DATA BLOCK:
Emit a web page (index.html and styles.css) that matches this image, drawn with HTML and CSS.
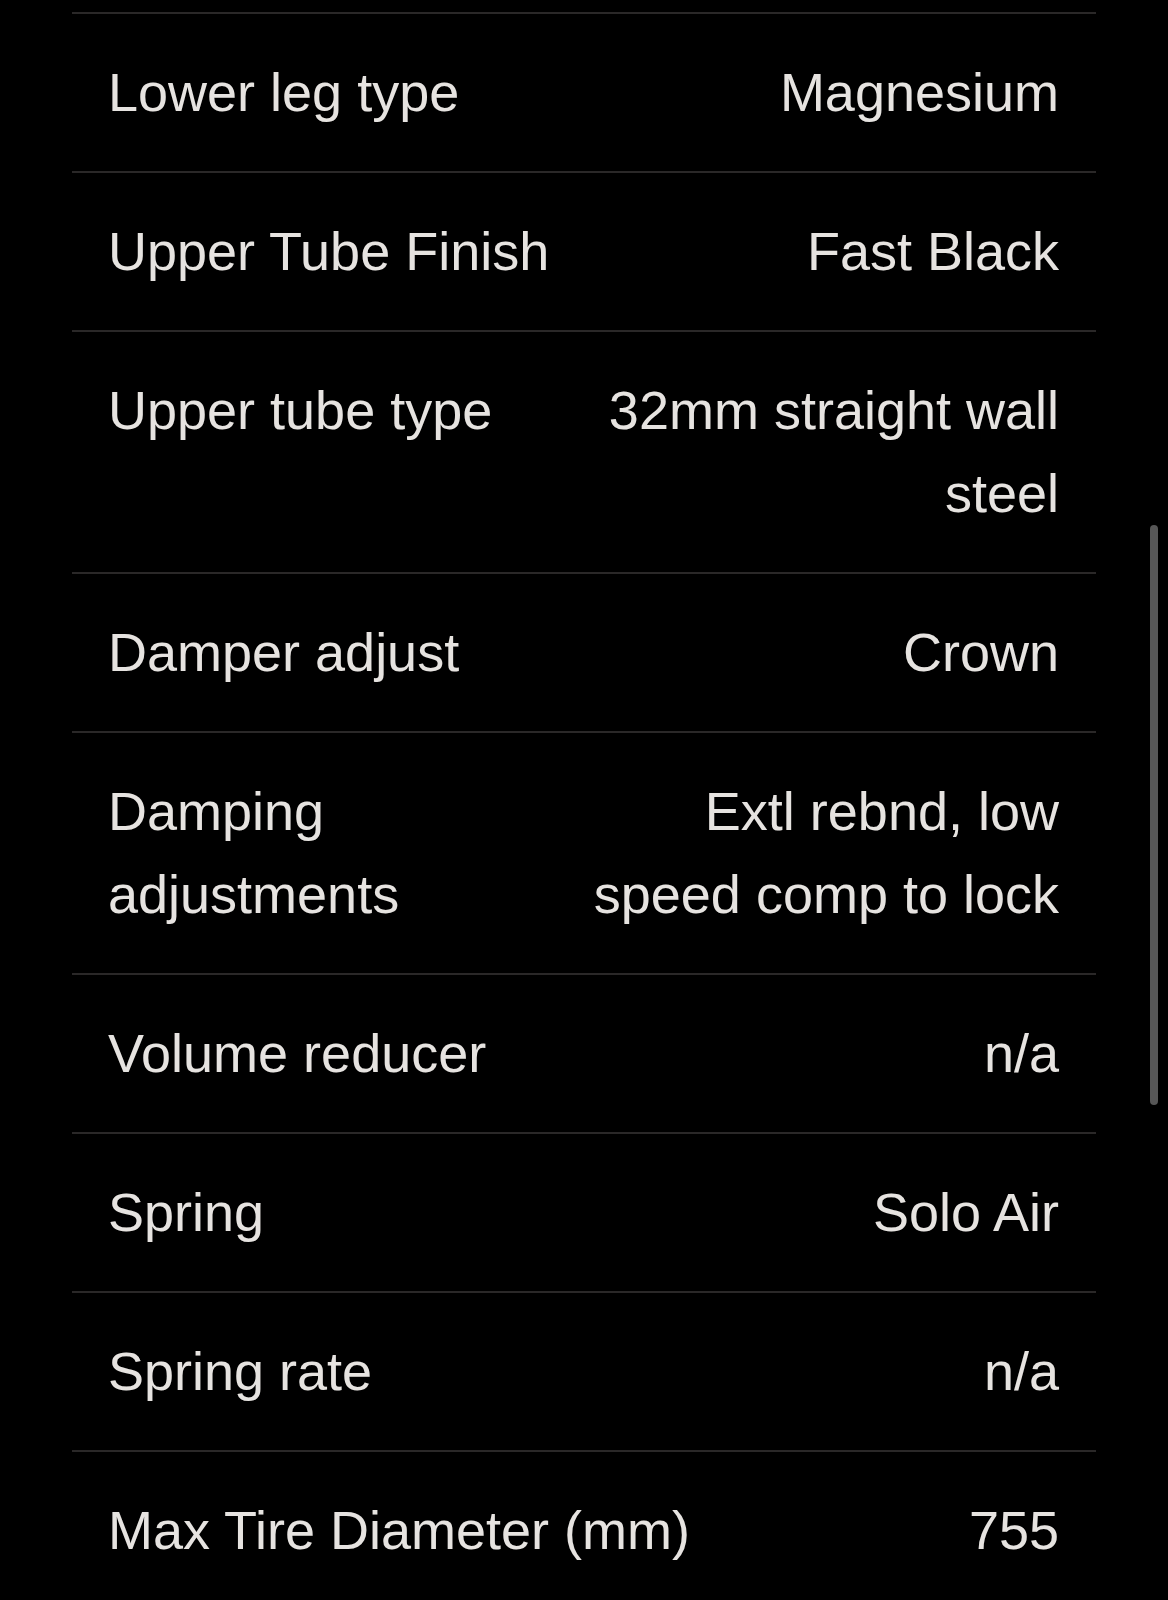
FILE: index.html
```html
<!DOCTYPE html>
<html lang="en">
<head>
    <meta charset="UTF-8">
    <meta name="viewport" content="width=device-width, initial-scale=1.0">
    <title>Fork Specifications</title>
    <link rel="stylesheet" href="styles.css">
</head>
<body>
    <div class="specs">
        <div class="spec-row">
            <div class="spec-label">Lower leg type</div>
            <div class="spec-value">Magnesium</div>
        </div>
        <div class="spec-row">
            <div class="spec-label">Upper Tube Finish</div>
            <div class="spec-value">Fast Black</div>
        </div>
        <div class="spec-row">
            <div class="spec-label">Upper tube type</div>
            <div class="spec-value">32mm straight wall steel</div>
        </div>
        <div class="spec-row">
            <div class="spec-label">Damper adjust</div>
            <div class="spec-value">Crown</div>
        </div>
        <div class="spec-row">
            <div class="spec-label">Damping adjustments</div>
            <div class="spec-value">Extl rebnd, low speed comp to lock</div>
        </div>
        <div class="spec-row">
            <div class="spec-label">Volume reducer</div>
            <div class="spec-value">n/a</div>
        </div>
        <div class="spec-row">
            <div class="spec-label">Spring</div>
            <div class="spec-value">Solo Air</div>
        </div>
        <div class="spec-row">
            <div class="spec-label">Spring rate</div>
            <div class="spec-value">n/a</div>
        </div>
        <div class="spec-row">
            <div class="spec-label">Max Tire Diameter (mm)</div>
            <div class="spec-value">755</div>
        </div>
    </div>

    <div class="scroll-thumb"></div>
</body>
</html>
```

FILE: styles.css
```css
html {
    height: 1600px;
    overflow: hidden;
}
body {
    font-family: "Liberation Sans", Arial, sans-serif;
    background-color: #000;
    color: #e6e3e0;
    margin: 0;
    position: relative;
    height: 1600px;
}
.specs {
    width: 1024px;
    margin-left: 72px;
    padding-top: 12px;
}
.spec-row {
    display: flex;
    justify-content: space-between;
    border-top: 2px solid #2a2828;
    padding: 37px 37px 37px 36px;
    font-size: 54px;
    line-height: 83px;
}
.spec-label {
    flex: 1 1 auto;
    min-width: 0;
    padding-right: 20px;
}
.spec-value {
    flex: 0 0 auto;
    max-width: 480px;
    text-align: right;
}
.scroll-thumb {
    position: absolute;
    left: 1150px;
    top: 525px;
    width: 8px;
    height: 580px;
    border-radius: 4px;
    background-color: #575757;
}
```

WHAT YOU HAVE TO DO: Would you return the data exactly as written, without the pictures?

EXPECTED OUTPUT:
Emit a web page (index.html and styles.css) that matches this image, drawn with HTML and CSS.
FILE: index.html
```html
<!DOCTYPE html>
<html lang="en">
<head>
    <meta charset="UTF-8">
    <meta name="viewport" content="width=device-width, initial-scale=1.0">
    <title>Fork Specifications</title>
    <link rel="stylesheet" href="styles.css">
</head>
<body>
    <div class="specs">
        <div class="spec-row">
            <div class="spec-label">Lower leg type</div>
            <div class="spec-value">Magnesium</div>
        </div>
        <div class="spec-row">
            <div class="spec-label">Upper Tube Finish</div>
            <div class="spec-value">Fast Black</div>
        </div>
        <div class="spec-row">
            <div class="spec-label">Upper tube type</div>
            <div class="spec-value">32mm straight wall steel</div>
        </div>
        <div class="spec-row">
            <div class="spec-label">Damper adjust</div>
            <div class="spec-value">Crown</div>
        </div>
        <div class="spec-row">
            <div class="spec-label">Damping adjustments</div>
            <div class="spec-value">Extl rebnd, low speed comp to lock</div>
        </div>
        <div class="spec-row">
            <div class="spec-label">Volume reducer</div>
            <div class="spec-value">n/a</div>
        </div>
        <div class="spec-row">
            <div class="spec-label">Spring</div>
            <div class="spec-value">Solo Air</div>
        </div>
        <div class="spec-row">
            <div class="spec-label">Spring rate</div>
            <div class="spec-value">n/a</div>
        </div>
        <div class="spec-row">
            <div class="spec-label">Max Tire Diameter (mm)</div>
            <div class="spec-value">755</div>
        </div>
    </div>

    <div class="scroll-thumb"></div>
</body>
</html>
```

FILE: styles.css
```css
html {
    height: 1600px;
    overflow: hidden;
}
body {
    font-family: "Liberation Sans", Arial, sans-serif;
    background-color: #000;
    color: #e6e3e0;
    margin: 0;
    position: relative;
    height: 1600px;
}
.specs {
    width: 1024px;
    margin-left: 72px;
    padding-top: 12px;
}
.spec-row {
    display: flex;
    justify-content: space-between;
    border-top: 2px solid #2a2828;
    padding: 37px 37px 37px 36px;
    font-size: 54px;
    line-height: 83px;
}
.spec-label {
    flex: 1 1 auto;
    min-width: 0;
    padding-right: 20px;
}
.spec-value {
    flex: 0 0 auto;
    max-width: 480px;
    text-align: right;
}
.scroll-thumb {
    position: absolute;
    left: 1150px;
    top: 525px;
    width: 8px;
    height: 580px;
    border-radius: 4px;
    background-color: #575757;
}
```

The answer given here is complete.